**Data provided:**
+++++

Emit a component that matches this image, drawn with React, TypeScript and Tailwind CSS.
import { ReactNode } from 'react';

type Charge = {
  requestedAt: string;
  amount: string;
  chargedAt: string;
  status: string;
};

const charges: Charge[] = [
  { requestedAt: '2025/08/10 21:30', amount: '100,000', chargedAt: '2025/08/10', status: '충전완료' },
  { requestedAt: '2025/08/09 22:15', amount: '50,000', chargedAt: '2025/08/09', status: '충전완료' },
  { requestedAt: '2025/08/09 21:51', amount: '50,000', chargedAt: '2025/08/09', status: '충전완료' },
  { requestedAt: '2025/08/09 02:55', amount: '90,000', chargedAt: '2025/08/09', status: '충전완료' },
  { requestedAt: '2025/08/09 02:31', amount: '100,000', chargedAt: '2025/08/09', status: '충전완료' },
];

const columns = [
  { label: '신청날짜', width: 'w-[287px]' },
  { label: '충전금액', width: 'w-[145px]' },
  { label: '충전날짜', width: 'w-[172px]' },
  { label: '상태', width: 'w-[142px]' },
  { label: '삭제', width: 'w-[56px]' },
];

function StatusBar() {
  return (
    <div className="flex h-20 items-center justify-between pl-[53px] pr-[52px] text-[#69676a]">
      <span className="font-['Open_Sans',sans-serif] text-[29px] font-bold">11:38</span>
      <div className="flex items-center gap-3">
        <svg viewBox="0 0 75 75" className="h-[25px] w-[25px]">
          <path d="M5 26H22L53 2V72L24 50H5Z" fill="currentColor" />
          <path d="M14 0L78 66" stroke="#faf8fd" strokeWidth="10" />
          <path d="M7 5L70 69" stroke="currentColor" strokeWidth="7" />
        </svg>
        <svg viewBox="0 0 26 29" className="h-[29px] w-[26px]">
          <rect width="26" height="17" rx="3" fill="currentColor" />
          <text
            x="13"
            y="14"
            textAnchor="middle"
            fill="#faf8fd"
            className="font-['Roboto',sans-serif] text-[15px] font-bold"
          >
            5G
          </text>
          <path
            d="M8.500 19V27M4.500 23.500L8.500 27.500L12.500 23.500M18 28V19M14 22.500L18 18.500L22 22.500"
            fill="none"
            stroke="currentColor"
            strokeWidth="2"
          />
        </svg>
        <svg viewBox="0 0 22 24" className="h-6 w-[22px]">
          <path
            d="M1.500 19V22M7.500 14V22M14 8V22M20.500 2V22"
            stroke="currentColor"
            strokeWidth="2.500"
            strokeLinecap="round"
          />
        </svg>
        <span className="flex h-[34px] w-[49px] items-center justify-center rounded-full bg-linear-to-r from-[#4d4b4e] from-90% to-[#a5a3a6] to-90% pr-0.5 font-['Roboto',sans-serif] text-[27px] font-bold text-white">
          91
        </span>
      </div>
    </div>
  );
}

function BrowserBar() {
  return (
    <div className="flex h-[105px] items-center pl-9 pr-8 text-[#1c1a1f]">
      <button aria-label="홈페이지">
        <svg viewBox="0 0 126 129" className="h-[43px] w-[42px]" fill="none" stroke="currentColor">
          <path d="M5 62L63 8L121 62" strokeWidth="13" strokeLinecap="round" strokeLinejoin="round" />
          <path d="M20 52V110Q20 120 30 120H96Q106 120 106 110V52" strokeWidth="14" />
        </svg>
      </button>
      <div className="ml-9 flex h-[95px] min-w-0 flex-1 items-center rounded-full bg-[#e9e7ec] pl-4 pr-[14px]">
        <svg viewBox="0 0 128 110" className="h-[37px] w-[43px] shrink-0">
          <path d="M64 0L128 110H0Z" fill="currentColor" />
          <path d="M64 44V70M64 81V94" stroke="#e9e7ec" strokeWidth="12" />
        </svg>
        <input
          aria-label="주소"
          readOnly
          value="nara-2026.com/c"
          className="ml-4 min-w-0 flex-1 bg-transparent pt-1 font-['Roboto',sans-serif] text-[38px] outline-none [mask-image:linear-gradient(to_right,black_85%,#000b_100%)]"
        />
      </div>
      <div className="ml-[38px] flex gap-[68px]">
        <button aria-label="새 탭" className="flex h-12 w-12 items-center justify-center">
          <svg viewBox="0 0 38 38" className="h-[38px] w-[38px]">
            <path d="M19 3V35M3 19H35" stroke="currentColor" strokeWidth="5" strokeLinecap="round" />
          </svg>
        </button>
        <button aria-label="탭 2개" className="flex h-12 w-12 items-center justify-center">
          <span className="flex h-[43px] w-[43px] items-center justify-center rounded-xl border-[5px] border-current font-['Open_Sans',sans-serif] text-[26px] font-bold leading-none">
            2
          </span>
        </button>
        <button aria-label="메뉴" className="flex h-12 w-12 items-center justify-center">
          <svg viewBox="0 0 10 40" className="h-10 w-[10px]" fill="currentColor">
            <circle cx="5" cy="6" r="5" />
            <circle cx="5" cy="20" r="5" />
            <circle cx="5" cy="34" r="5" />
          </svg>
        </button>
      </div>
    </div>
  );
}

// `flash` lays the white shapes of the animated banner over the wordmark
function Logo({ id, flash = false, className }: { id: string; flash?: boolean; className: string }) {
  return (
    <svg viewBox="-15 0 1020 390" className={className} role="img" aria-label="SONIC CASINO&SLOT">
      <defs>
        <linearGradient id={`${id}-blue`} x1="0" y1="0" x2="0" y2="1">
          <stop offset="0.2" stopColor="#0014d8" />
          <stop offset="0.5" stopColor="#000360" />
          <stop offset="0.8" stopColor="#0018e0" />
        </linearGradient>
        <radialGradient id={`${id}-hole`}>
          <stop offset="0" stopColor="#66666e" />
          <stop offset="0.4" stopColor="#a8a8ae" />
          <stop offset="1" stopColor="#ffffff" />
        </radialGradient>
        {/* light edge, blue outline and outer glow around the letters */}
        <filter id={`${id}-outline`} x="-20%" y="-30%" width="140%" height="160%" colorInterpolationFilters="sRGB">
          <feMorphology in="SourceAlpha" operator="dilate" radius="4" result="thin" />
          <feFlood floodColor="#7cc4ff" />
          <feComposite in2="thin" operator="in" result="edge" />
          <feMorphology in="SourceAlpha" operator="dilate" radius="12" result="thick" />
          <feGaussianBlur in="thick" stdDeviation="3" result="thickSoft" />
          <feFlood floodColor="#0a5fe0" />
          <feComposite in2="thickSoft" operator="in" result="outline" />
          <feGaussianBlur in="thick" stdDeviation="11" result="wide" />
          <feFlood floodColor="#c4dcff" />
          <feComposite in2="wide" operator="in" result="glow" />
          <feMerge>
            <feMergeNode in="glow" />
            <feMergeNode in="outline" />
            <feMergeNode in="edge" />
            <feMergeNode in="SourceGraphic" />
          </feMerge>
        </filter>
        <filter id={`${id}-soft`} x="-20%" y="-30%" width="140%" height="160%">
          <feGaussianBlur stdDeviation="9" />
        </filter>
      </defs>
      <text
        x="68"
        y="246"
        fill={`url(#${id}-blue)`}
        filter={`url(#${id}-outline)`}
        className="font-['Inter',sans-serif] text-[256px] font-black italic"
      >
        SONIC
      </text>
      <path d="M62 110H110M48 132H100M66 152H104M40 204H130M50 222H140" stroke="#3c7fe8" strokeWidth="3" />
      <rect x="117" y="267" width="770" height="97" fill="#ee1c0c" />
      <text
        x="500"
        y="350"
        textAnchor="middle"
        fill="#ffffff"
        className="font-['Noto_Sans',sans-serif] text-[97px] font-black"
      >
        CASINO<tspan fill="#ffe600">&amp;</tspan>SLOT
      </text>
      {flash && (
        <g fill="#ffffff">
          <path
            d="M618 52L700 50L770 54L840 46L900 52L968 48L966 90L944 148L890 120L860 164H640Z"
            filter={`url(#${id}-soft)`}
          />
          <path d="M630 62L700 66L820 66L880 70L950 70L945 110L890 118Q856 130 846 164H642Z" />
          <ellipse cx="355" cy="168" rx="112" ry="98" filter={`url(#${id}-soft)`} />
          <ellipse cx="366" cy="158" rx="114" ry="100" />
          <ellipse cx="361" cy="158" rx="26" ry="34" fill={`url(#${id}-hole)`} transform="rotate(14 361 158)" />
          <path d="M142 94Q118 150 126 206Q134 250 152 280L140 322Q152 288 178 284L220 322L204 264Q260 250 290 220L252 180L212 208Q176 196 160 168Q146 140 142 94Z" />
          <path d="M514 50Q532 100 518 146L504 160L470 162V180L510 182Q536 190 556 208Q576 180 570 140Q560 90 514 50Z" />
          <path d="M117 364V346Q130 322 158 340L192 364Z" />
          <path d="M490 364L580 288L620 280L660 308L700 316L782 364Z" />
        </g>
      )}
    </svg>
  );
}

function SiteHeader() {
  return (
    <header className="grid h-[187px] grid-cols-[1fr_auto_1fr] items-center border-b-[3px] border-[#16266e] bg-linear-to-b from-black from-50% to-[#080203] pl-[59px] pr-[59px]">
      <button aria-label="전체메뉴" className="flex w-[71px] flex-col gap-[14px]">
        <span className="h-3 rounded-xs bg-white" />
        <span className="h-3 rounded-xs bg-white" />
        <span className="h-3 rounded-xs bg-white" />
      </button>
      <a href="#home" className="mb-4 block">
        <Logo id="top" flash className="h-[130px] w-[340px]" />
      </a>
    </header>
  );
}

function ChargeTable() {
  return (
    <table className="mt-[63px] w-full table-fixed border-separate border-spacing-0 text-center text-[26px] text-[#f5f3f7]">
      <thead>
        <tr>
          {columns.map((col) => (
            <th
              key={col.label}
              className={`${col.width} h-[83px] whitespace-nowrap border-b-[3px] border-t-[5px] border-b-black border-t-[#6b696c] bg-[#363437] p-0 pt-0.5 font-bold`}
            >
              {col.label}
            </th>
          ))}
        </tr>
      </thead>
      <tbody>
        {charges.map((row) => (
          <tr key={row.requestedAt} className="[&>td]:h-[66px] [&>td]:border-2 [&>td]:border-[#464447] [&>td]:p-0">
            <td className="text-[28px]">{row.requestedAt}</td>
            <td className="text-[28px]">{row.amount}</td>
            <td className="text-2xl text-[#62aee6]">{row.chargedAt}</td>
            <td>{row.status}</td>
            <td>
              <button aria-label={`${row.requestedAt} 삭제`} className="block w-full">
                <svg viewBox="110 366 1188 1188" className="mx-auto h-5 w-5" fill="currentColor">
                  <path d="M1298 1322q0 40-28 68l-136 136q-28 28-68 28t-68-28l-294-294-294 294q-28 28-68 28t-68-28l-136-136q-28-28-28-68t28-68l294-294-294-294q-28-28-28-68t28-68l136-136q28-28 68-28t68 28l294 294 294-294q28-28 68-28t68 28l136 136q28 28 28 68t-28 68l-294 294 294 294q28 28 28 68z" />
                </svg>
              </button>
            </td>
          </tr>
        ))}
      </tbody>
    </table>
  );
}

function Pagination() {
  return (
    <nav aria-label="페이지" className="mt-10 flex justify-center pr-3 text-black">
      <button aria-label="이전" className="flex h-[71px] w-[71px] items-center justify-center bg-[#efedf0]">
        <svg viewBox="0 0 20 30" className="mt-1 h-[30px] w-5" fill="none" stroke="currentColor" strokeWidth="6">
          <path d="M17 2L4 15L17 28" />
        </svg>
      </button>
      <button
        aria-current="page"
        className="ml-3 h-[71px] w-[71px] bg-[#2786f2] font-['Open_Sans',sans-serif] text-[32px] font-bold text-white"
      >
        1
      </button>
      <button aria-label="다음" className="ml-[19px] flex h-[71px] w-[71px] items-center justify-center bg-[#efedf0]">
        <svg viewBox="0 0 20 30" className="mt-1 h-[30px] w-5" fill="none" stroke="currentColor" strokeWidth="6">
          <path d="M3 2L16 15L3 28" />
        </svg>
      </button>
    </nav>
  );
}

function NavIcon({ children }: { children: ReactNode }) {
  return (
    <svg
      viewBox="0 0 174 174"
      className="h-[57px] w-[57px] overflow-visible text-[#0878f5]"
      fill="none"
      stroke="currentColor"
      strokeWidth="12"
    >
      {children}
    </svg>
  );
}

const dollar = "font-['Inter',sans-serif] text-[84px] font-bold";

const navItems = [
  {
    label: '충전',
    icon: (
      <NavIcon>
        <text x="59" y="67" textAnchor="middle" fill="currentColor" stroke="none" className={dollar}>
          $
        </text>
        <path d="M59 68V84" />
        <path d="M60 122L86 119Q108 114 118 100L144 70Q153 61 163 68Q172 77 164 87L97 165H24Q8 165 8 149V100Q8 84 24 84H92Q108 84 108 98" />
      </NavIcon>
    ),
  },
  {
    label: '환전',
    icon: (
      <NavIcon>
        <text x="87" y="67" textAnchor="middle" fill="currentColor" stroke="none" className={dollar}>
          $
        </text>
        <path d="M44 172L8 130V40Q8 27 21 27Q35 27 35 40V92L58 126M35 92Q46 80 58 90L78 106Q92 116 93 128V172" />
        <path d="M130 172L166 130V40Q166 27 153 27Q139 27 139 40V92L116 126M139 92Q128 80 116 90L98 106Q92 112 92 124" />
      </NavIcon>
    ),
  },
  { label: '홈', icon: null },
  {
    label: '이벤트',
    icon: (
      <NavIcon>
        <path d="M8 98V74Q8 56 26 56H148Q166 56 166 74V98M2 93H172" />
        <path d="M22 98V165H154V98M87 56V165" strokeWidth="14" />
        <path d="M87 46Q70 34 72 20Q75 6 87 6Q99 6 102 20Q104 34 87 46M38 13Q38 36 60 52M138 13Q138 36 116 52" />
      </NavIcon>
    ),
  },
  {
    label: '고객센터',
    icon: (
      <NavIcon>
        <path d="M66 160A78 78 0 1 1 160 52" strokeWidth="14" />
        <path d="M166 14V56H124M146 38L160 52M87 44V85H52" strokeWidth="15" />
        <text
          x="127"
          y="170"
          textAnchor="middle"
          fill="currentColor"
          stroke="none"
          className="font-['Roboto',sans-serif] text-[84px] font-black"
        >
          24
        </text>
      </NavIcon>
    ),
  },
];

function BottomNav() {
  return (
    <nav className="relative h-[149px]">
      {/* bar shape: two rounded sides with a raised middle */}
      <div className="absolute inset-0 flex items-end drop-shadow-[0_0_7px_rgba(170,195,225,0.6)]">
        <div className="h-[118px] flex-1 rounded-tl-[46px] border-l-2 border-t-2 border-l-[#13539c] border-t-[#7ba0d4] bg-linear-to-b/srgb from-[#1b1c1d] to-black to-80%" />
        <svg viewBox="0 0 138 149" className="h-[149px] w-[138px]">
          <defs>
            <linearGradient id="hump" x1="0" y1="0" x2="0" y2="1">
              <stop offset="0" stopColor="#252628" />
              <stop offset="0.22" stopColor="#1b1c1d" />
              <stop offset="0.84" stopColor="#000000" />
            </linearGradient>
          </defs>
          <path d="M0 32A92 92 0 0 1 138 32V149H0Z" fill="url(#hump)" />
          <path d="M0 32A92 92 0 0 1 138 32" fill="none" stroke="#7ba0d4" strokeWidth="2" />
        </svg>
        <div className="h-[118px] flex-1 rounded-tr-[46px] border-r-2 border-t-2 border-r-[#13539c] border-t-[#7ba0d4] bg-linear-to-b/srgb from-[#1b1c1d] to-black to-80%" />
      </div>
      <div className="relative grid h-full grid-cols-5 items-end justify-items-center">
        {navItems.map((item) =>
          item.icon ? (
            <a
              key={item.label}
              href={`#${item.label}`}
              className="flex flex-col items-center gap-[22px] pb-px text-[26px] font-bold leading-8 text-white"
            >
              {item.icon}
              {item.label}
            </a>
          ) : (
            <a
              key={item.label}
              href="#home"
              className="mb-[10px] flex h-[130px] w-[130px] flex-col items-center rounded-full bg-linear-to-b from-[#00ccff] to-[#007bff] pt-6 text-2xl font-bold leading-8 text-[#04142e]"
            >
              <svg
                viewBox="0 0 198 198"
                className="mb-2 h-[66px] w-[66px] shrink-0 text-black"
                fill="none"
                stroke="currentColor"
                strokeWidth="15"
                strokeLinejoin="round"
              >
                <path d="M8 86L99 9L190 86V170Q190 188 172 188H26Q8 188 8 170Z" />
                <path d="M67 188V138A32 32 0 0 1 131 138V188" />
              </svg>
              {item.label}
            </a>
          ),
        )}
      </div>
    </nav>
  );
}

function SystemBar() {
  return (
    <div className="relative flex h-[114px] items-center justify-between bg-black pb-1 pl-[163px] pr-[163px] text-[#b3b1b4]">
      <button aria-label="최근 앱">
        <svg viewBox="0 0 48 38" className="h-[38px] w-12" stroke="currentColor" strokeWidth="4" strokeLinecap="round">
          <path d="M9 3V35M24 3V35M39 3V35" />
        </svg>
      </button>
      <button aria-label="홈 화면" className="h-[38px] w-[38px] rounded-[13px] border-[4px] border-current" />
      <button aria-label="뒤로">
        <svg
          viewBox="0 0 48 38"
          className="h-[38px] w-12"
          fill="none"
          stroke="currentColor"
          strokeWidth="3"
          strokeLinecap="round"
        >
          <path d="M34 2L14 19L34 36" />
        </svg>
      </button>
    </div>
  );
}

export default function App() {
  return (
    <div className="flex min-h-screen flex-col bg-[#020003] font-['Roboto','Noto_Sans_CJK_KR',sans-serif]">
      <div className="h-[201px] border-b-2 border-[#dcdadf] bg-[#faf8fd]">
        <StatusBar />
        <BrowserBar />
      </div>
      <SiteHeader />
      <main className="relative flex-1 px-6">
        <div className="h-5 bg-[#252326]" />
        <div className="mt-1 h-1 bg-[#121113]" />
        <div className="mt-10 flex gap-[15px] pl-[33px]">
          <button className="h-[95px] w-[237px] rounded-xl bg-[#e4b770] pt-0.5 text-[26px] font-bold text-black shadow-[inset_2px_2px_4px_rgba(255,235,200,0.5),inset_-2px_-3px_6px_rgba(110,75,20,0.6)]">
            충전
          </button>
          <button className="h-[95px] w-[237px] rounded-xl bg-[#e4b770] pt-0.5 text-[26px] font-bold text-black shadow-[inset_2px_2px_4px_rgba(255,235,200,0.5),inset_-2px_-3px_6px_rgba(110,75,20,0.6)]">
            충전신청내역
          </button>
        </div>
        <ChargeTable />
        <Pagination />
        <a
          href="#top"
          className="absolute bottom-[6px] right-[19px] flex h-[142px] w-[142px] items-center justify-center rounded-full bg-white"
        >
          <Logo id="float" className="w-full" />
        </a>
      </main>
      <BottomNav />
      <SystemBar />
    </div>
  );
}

+++++

**Direction:**
Copy every line of the listing containing the string "with".

**Reply to the exercise:**
Emit a component that matches this image, drawn with React, TypeScript and Tailwind CSS.
      {/* bar shape: two rounded sides with a raised middle */}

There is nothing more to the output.